La guerre d'Algérie et le conflit judéo-arabe en Israël rendent indésirable la présence des juifs français en Algérie et, comme plus de cent mille de ses coreligionnaires, Reinette regagne la France à la veille de l'Indépendance de l'Algérie. Installée depuis 1961 avec son époux en région parisienne dans un pavillon de Romainville, elle se produit essentiellement au sein de la communauté juive, jusqu'à sa redécouverte au milieu des années 1980 par un journaliste de Libération, Hoummous. Son admiration, conjuguée à celle de ses fidèles et de son talent, la font revenir sur la scène. Elle se produit dans les grandes salles de spectacle parisiennes, au théâtre de la Bastille, au Bataclan, à l'Olympia...et à l'étranger, en Espagne et en Angleterre.

Elle est invitée à la télévision et, en 1989, elle est nommée Commandeur des Arts et des Lettres. Six ans plus tard, en 1995, elle reçoit le Prix Charles Cros pour son album Mémoires où, de sa voix encore puissante, elle interprète en s'accompagnant au luth cinq titres du répertoire judéo-arabe classique.

La voix de Reinette l'Oranaise s'est tue le 17 novembre 1998 et son corps fut inhumé au cimetière israélite de Pantin; elle avait 80 ans.

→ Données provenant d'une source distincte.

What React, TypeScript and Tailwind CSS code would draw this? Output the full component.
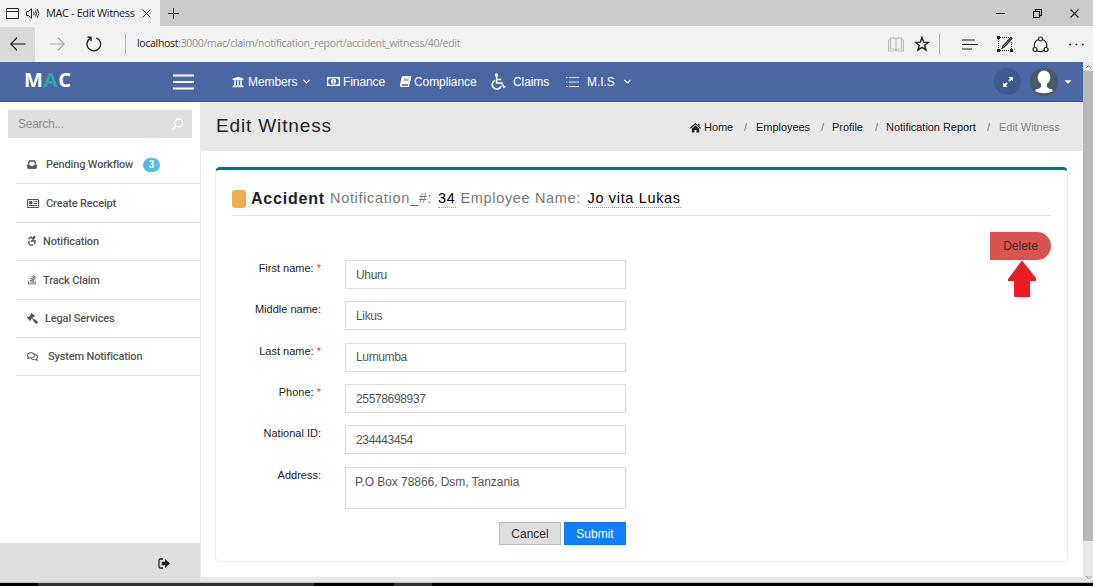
import React from "react";
import { FaUniversity, FaBook, FaStackOverflow, FaGavel, FaRegComments, FaCaretDown } from "react-icons/fa";
import { ChevronDown } from "lucide-react";

const InboxIcon = () => (
  <svg className="h-[9px] w-[10px]" viewBox="0 0 10 9">
    <path d="M2.400 1h5.200L9 5v3H1V5z" fill="none" stroke="currentColor" strokeWidth="1.300" />
    <path d="M.6 5h2.600l.7 1.300h2.200L6.800 5h2.600v3.400H.6z" fill="currentColor" />
  </svg>
);

const ReceiptIcon = () => (
  <svg className="h-[9px] w-[12px]" viewBox="0 0 12 9" fill="none" stroke="currentColor" strokeWidth="1">
    <path d="M.5.5h11v8H.5z" />
    <path d="M2 2.500h3M2 4.500h3M2 6.500h8M6.500 2.500h1M6.500 4.500h3.500M8.500 2.500H10" />
    <path d="M3 2.500h2v2H3z" fill="currentColor" />
  </svg>
);

const AccessibleIcon = () => (
  <svg className="size-[10px]" viewBox="0 0 16 16" fill="none" stroke="currentColor" strokeWidth="2">
    <circle cx="11.500" cy="2" r="2" fill="currentColor" stroke="none" />
    <path d="M2.500 4.500 6 2l4.500 2.500L7.500 8H13l-.8 5" strokeWidth="2.400" />
    <path d="M4 7.500a4.200 4.200 0 1 0 6 6" />
  </svg>
);

const WheelchairIcon = () => (
  <svg className="h-[17px] w-[15px]" viewBox="0 0 15 17" fill="none" stroke="currentColor" strokeWidth="1.500">
    <circle cx="5.500" cy="2" r="1.700" fill="currentColor" stroke="none" />
    <path d="M5.600 3v7h5.200l2 4.200 1.800-.9M5.600 6.500h4.600" />
    <path d="M4.200 7.200a4.600 4.600 0 1 0 6 5.800" />
  </svg>
);

const MoneyIcon = () => (
  <svg className="h-[9px] w-[13px]" viewBox="0 0 13 9">
    <path fill="currentColor" fillRule="evenodd" d="M0 0h13v9H0zM2.600 1.200A1.600 1.600 0 0 1 1.200 2.600v3.800a1.600 1.600 0 0 1 1.400 1.400h7.800a1.600 1.600 0 0 1 1.400-1.400V2.600a1.600 1.600 0 0 1-1.400-1.400z" />
    <ellipse cx="6.500" cy="4.500" rx="2.400" ry="2.900" fill="currentColor" />
    <path d="M5.800 3.400l.9-.6v3.200M5.600 6.200h2" stroke="#4c66a4" strokeWidth=".8" fill="none" />
  </svg>
);

const ListIcon = () => (
  <svg className="h-[10px] w-[13px]" viewBox="0 0 13 10" stroke="currentColor" strokeOpacity=".85">
    <path d="M0 .5h1.500M3 .5h10M0 5h1.500M3 5h10M0 9.500h1.500M3 9.500h10" />
  </svg>
);

const SignOutIcon = () => (
  <svg className="h-[11px] w-[13px]" viewBox="0 0 13 11">
    <path d="M5 1H2.300A1.300 1.300 0 0 0 1 2.300v6.400A1.300 1.300 0 0 0 2.300 10H5" fill="none" stroke="#222" strokeWidth="1.300" />
    <path d="M3.700 3.700H7V.9l5 4.600-5 4.600V7.300H3.700z" fill="#222" />
  </svg>
);

const HomeIcon = () => (
  <svg className="h-[10px] w-[11px]" viewBox="0 0 12 11">
    <path d="M.3 5.800 6 .8l5.700 5" fill="none" stroke="#222" strokeWidth="1.500" />
    <path d="M6 2.700 1.900 6.200V10.500h3V7.600h2.200v2.900h3V6.200zM8.800.8h1.700v2.800L8.800 2.200z" fill="#222" />
  </svg>
);

const menu = [
  { label: "Pending Workflow", icon: <InboxIcon />, slot: "w-[19px]", badge: "3" },
  { label: "Create Receipt", icon: <ReceiptIcon />, slot: "w-[19px]" },
  { label: "Notification", icon: <AccessibleIcon />, slot: "w-[16px]" },
  { label: "Track Claim", icon: <FaStackOverflow className="h-[11px] w-[10px]" />, slot: "w-[16px]" },
  { label: "Legal Services", icon: <FaGavel className="size-[11px] -scale-x-100" />, slot: "w-[18px]" },
  { label: "System Notification", icon: <FaRegComments className="size-[11px]" />, slot: "w-[21px]" },
];

const fields = [
  { label: "First name:", value: "Uhuru", required: true },
  { label: "Middle name:", value: "Likus", required: false },
  { label: "Last name:", value: "Lumumba", required: true },
  { label: "Phone:", value: "25578698937", required: true },
  { label: "National ID:", value: "234443454", required: false },
];

function BrowserChrome() {
  return (
    <header className="flex h-[62px] shrink-0 flex-col bg-[#f2f2f2] font-['Open_Sans','Noto_Sans',sans-serif] text-[#222]">
      <div className="flex h-[26px] bg-[#cbcbcb]">
        <div className="flex w-[160px] items-center bg-[#f2f2f2] pl-[6px]">
          <svg className="h-[11px] w-[13px]" viewBox="0 0 13 11" fill="none" stroke="#222"><path d="M.5.5h12v10H.5zM.5 3.500h12" /></svg>
          <svg className="ml-[7px] h-[11px] w-[14px]" viewBox="0 0 14 11" fill="none" stroke="#222"><path d="M.5 3.500h2l3-2.700v9.400l-3-2.700h-2zM7.700 3.700q1 1.800 0 3.600M9.500 2.400q2 3.100 0 6.200M11.300 1.200q3 4.300 0 8.600" /></svg>
          <span className="ml-[6px] w-[90px] whitespace-nowrap text-[11px] tracking-[-0.400px]">MAC - Edit Witness</span>
          <svg className="ml-[6px] size-[9px]" viewBox="0 0 9 9" stroke="#333"><path d="M.5.5l8 8M8.500.5l-8 8" /></svg>
        </div>
        <svg className="mt-[8px] ml-[8px] size-[11px]" viewBox="0 0 11 11" stroke="#333"><path d="M5.500 0v11M0 5.500h11" /></svg>
        <div className="mr-[14px] ml-auto flex items-center gap-[28px]">
          <svg className="h-[9px] w-[9px]" viewBox="0 0 9 9" stroke="#222"><path d="M0 4.500h9" /></svg>
          <svg className="size-[9px]" viewBox="0 0 9 9" fill="none" stroke="#111"><path d="M.5 2.500h6v6h-6zM2.500 2.500v-2h6v6h-2" strokeWidth="1.200" /></svg>
          <svg className="size-[9px]" viewBox="0 0 9 9" stroke="#222"><path d="M.5.5l8 8M8.500.5l-8 8" strokeWidth="1.200" /></svg>
        </div>
      </div>
      <div className="flex h-[36px] items-center">
        <div className="flex h-[35px] w-[35px] items-center justify-center bg-[#dadada]">
          <svg className="h-[14px] w-[16px]" viewBox="0 0 16 14" fill="none" stroke="#111" strokeWidth="1.200"><path d="M15.500 7H1M7 .7.8 7 7 13.300" /></svg>
        </div>
        <svg className="ml-[14px] h-[14px] w-[16px]" viewBox="0 0 16 14" fill="none" stroke="#aaa" strokeWidth="1.200"><path d="M.5 7H15M9 .7 15.200 7 9 13.300" /></svg>
        <svg className="ml-[21px] size-[16px]" viewBox="0 0 16 16" fill="none" stroke="#222" strokeWidth="1.400"><path d="M10.500 1.800A6.800 6.800 0 1 1 4 2.400M1.600 1.300H5v3.800" /></svg>
        <div className="ml-[23px] h-[20px] w-px bg-[#b7b7b7]" />
        <span className="ml-[11px] whitespace-nowrap text-[10.500px] tracking-[-0.310px] text-[#949494]"><span className="text-[#222]">localhost</span>:3000/mac/claim/notification_report/accident_witness/40/edit</span>
        <div className="mr-[9px] ml-auto flex items-center">
          <svg className="h-[15px] w-[16px]" viewBox="0 0 16 15" fill="none" stroke="#bdbdbd" strokeWidth="1.200"><path d="M8 2v11M2.500 1h4L8 2l1.500-1h4v11h-4L8 13l-1.500-1h-4zM2.500 3H.6v11h14.800V3h-1.900" /></svg>
          <svg className="ml-[10px] size-[16px]" viewBox="0 0 16 16" fill="none" stroke="#222" strokeWidth="1.400"><path d="M8 1.500 9.700 6.100l4.700.2-3.700 3 1.300 4.700L8 11.300 4 14l1.300-4.700-3.700-3 4.700-.2z" /></svg>
          <div className="ml-[9px] h-[20px] w-px bg-[#b0b0b0]" />
          <svg className="ml-[22px] h-[11px] w-[16px]" viewBox="0 0 16 11" stroke="#222" strokeWidth="1.200"><path d="M0 1h13M0 5.500h16M0 10h10" /></svg>
          <svg className="ml-[19px] size-[16px]" viewBox="0 0 16 16" fill="none" stroke="#222"><path d="M3 1.500h10M1.500 3v10M14.500 6v7M3 14.500h10" strokeDasharray="1 1" /><path d="M0 0h3v3H0zM0 13h3v3H0zM13 13h3v3h-3z" fill="#222" stroke="none" /><path d="M6 10 5 12l2-.8 8-8.700-1.200-1.200z" strokeWidth="1.200" /></svg>
          <svg className="ml-[19px] size-[17px]" viewBox="0 0 17 17" fill="none" stroke="#222" strokeWidth="1.200"><circle cx="8.500" cy="3" r="2" /><circle cx="3" cy="13.500" r="2" /><circle cx="14" cy="13.500" r="2" /><path d="M6.500 3.500C3 4.500 1.700 8.500 2.500 11.500M10.500 3.500C14 4.500 15.300 8.500 14.500 11.500M5 14.800q3.500 1.600 7 0" /></svg>
          <svg className="ml-[20px] h-[3px] w-[15px]" viewBox="0 0 15 3" fill="#222"><circle cx="1.200" cy="1.500" r="1" /><circle cx="7.500" cy="1.500" r="1" /><circle cx="13.800" cy="1.500" r="1" /></svg>
        </div>
      </div>
    </header>
  );
}

function NavBar() {
  return (
    <nav className="flex h-[40px] shrink-0 items-center border-b border-[#3a5599] bg-[#4c66a4] text-[12px] tracking-[-0.080px] text-white">
      <div className="-mt-[4px] ml-[24px] w-[50px] font-['Open_Sans',sans-serif] text-[20px] leading-none font-bold tracking-[0.800px]">M<span className="text-[#30a5a8]">A</span>C</div>
      <svg className="ml-[99px] h-[16px] w-[21px]" viewBox="0 0 21 16" stroke="white" strokeWidth="1.800"><path d="M0 1.500h21M0 8h21M0 14.500h21" /></svg>
      <div className="ml-[38px] flex w-[95px] items-center gap-[4px]"><FaUniversity className="size-[12px]" /><span className="w-[49px]">Members</span><ChevronDown className="size-[11px]" strokeWidth={2.500} /></div>
      <div className="flex w-[73px] items-center gap-[3px]"><MoneyIcon /><span>Finance</span></div>
      <div className="flex w-[91px] items-center gap-[3px]"><FaBook className="h-[11px] w-[11px] -skew-x-12" /><span>Compliance</span></div>
      <div className="flex w-[75px] items-center gap-[7px]"><WheelchairIcon /><span>Claims</span></div>
      <div className="flex items-center"><ListIcon /><span className="ml-[8px] w-[35px]">M.I.S</span><ChevronDown className="size-[11px]" strokeWidth={2.500} /></div>
      <div className="mr-[11px] ml-auto flex items-center">
        <div className="flex size-[27px] items-center justify-center rounded-full bg-[#415991]">
          <svg className="size-[10px]" viewBox="0 0 10 10" fill="white"><path d="M5.500 0H10v4.500L8.400 2.900 6.500 4.800 5.200 3.500 7.100 1.600zM4.500 10H0V5.500l1.600 1.600 1.900-1.900 1.300 1.300-1.900 1.900z" /></svg>
        </div>
        <svg className="ml-[9px] size-[28px]" viewBox="0 0 28 28"><circle cx="14" cy="14" r="14" fill="#4a5868" /><ellipse cx="14" cy="9.500" rx="6.300" ry="7" fill="white" /><path d="M11 14h6v5q1 1.500 5.500 2.500v2q-4 1.800-8.500 1.800T5.500 23.500v-2Q10 20.500 11 19z" fill="white" /></svg>
        <FaCaretDown className="ml-[6px] h-[11px] w-[8px]" />
      </div>
    </nav>
  );
}

function Sidebar() {
  return (
    <aside className="flex w-[201px] shrink-0 flex-col border-r border-[#e9e9e9] bg-white text-[#555]">
      <div className="mt-[8px] ml-[8px] flex h-[28px] w-[184px] items-center bg-[#dedede] pl-[10px] text-[12px] text-[#929292]">
        <span className="w-[153px] tracking-[-0.250px]">Search...</span>
        <svg className="size-[13px]" viewBox="0 0 13 13" fill="none" stroke="white" strokeWidth="1.300"><circle cx="7.700" cy="5" r="4" /><path d="M5 8 1 12" /></svg>
      </div>
      <ul className="mt-[8px] ml-[16px] flex flex-col text-[11px] font-medium">
        {menu.map((item) => (
          <li key={item.label} className="flex h-[38.400px] items-center border-b border-[#dfdfea] pl-[11px]">
            <span className={`shrink-0 ${item.slot}`}>{item.icon}</span>
            <span className="mt-[2px] font-[Roboto] tracking-[-0.150px] whitespace-nowrap">{item.label}</span>
            {item.badge && <span className="ml-[10px] flex h-[14px] w-[17px] items-center justify-center rounded-full bg-[#55bde0] text-[10px] font-bold text-white">{item.badge}</span>}
          </li>
        ))}
      </ul>
      <div className="mt-auto flex h-[39px] items-center bg-[#dedede] pt-[2px] pl-[158px]"><SignOutIcon /></div>
    </aside>
  );
}

function WitnessForm() {
  return (
    <form className="flex w-[394px] flex-col" onSubmit={(e) => e.preventDefault()}>
      {fields.map((f) => (
        <div key={f.label} className="flex h-[41.300px]">
          <label className="mt-[1px] w-[89px] text-right text-[11px] leading-[14px] whitespace-nowrap text-[#222]">
            {f.label}{f.required && <span className="text-red-500"> *</span>}
          </label>
          <div className="ml-[24px] flex h-[29px] w-[281px] items-center border border-[#d9d9d9] px-[10px] text-[12px] tracking-[-0.350px] text-[#555]">{f.value}</div>
        </div>
      ))}
      <div className="flex">
        <label className="mt-[1px] w-[89px] text-right text-[11px] leading-[14px] text-[#222]">Address:</label>
        <div className="ml-[24px] h-[42px] w-[281px] border border-[#d9d9d9] px-[9px] pt-[7px] text-[12px] leading-[14px] tracking-[-0.050px] text-[#555]">P.O Box 78866, Dsm, Tanzania</div>
      </div>
      <div className="mt-[13.400px] flex justify-end gap-[3px] text-[12px]">
        <button className="h-[23px] w-[62px] border border-[#bdb9c4] bg-[#dedede] text-[#333]">Cancel</button>
        <button className="h-[23px] w-[62px] border border-[#0878f8] bg-[#0f80f8] text-white">Submit</button>
      </div>
    </form>
  );
}

export default function App() {
  return (
    <div className="flex h-[586px] w-[1093px] flex-col overflow-hidden bg-white font-['Liberation_Sans',sans-serif]">
      <BrowserChrome />
      <div className="flex h-[520px] shrink-0">
        <div className="flex w-[1083px] flex-col">
          <NavBar />
          <div className="flex min-h-0 grow">
            <Sidebar />
            <main className="flex min-w-0 grow flex-col">
              <div className="flex h-[49px] items-center bg-[#e8e8e8] pr-[24px] pl-[15px]">
                <h1 className="text-[19px] tracking-[0.860px] text-[#222]">Edit Witness</h1>
                <div className="ml-auto flex items-center pt-[2px] text-[11px] tracking-[-0.040px] text-[#222]">
                  <HomeIcon />
                  <span className="ml-[3px] w-[40px]">Home</span><span className="w-[12px] text-[#777]">/</span>
                  <span className="w-[65px]">Employees</span><span className="w-[11px] text-[#777]">/</span>
                  <span className="w-[43px]">Profile</span><span className="w-[11px] text-[#777]">/</span>
                  <span className="w-[101px] whitespace-nowrap">Notification Report</span><span className="w-[12px] text-[#777]">/</span>
                  <span className="w-[60px] whitespace-nowrap text-[#7e858a]">Edit Witness</span>
                </div>
              </div>
              <section className="mt-[16px] ml-[14px] h-[395px] w-[853px] rounded-[5px] border border-t-[3px] border-[#ebebeb] border-t-[#00757e] px-[16px]">
                <div className="flex h-[46px] items-center border-b border-[#dedede] pt-[12px] text-[14.500px] whitespace-nowrap text-[#777]">
                  <span className="mt-[1px] mr-[5px] h-[18px] w-[14px] rounded-[3px] bg-[#f0ad4e]" />
                  <strong className="w-[79px] text-[16px] tracking-[0.800px] text-[#222]">Accident</strong>
                  <span className="w-[108px] tracking-[0.680px]">Notification_#:</span>
                  <span className="mr-[5px] border-b border-dotted border-[#999] leading-[18px] tracking-[0.700px] text-black">34</span>
                  <span className="w-[127px] tracking-[0.660px]">Employee Name:</span>
                  <span className="border-b border-dotted border-[#999] leading-[18px] tracking-[0.660px] text-black">Jo vita Lukas</span>
                </div>
                <div className="flex pt-[16px]">
                  <div className="mt-[28.200px]"><WitnessForm /></div>
                  <div className="ml-auto flex flex-col items-end">
                    <button className="h-[28px] w-[61px] rounded-r-full bg-[#d9534f] text-[12px] text-[#333]">Delete</button>
                    <svg className="mt-[1px] mr-[15px] h-[36px] w-[28px]" viewBox="0 0 28 36"><path d="M13.500 0h1L28 17v3h-6v16H7l-1-1V20H0v-2z" fill="#ed1c24" /></svg>
                  </div>
                </div>
              </section>
              <div className="mt-auto h-[5px] bg-[#e8e8e8]" />
            </main>
          </div>
        </div>
        <div className="flex w-[10px] flex-col items-center bg-[#e8e8e8]">
          <svg className="h-[9px] w-[7px]" viewBox="0 0 7 9" fill="none" stroke="#777"><path d="M1 6l2.500-2.500L6 6" /></svg>
          <div className="h-[470px] w-full bg-[#b8b8b8]" />
          <svg className="mt-auto mb-[1px] h-[7px] w-[7px]" viewBox="0 0 7 7" fill="none" stroke="#888"><path d="M1 2l2.500 2.500L6 2" /></svg>
        </div>
      </div>
      <div className="flex h-[4px] shrink-0 border-t border-[#bbb] bg-black">
        <div className="ml-[38px] w-[276px] bg-[#333]" /><div className="ml-[80px] w-[38px] bg-[#333]" />
      </div>
    </div>
  );
}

Son travail et son talent, ses recherches musicales et sa bonne humeur avaient su faire apprécier, au delà du public juif et arabophone, la beauté de la musique arabo-andalouse.

Sources :

Colette Attal, « Reinette l'Oranaise s'est tue », Communauté Nouvelle 100 (1998), p. 90.

Hélène Hazéra, « Reinette au paradis andalou », Libération, 19 novembre 1998.

Frank, Médioni, « Reinette l'Oranaise, la voix de l'Algérie plurielle », Tribune Juive 1448 (1998), p. 32.

Discographie :

Reinette l'Oranaise. Trésors de la chanson judéo-arabe, CD, Mélodie Distribution, Michel Lévy / Bruno Barre.

Reinette l'Oranaise. Mémoires. CD, Mélodie Distribution, Michel Lévy / Bruno Barre,

Reinette l'Oranaise accompagnée au piano par Mustapha Skandrani, CD.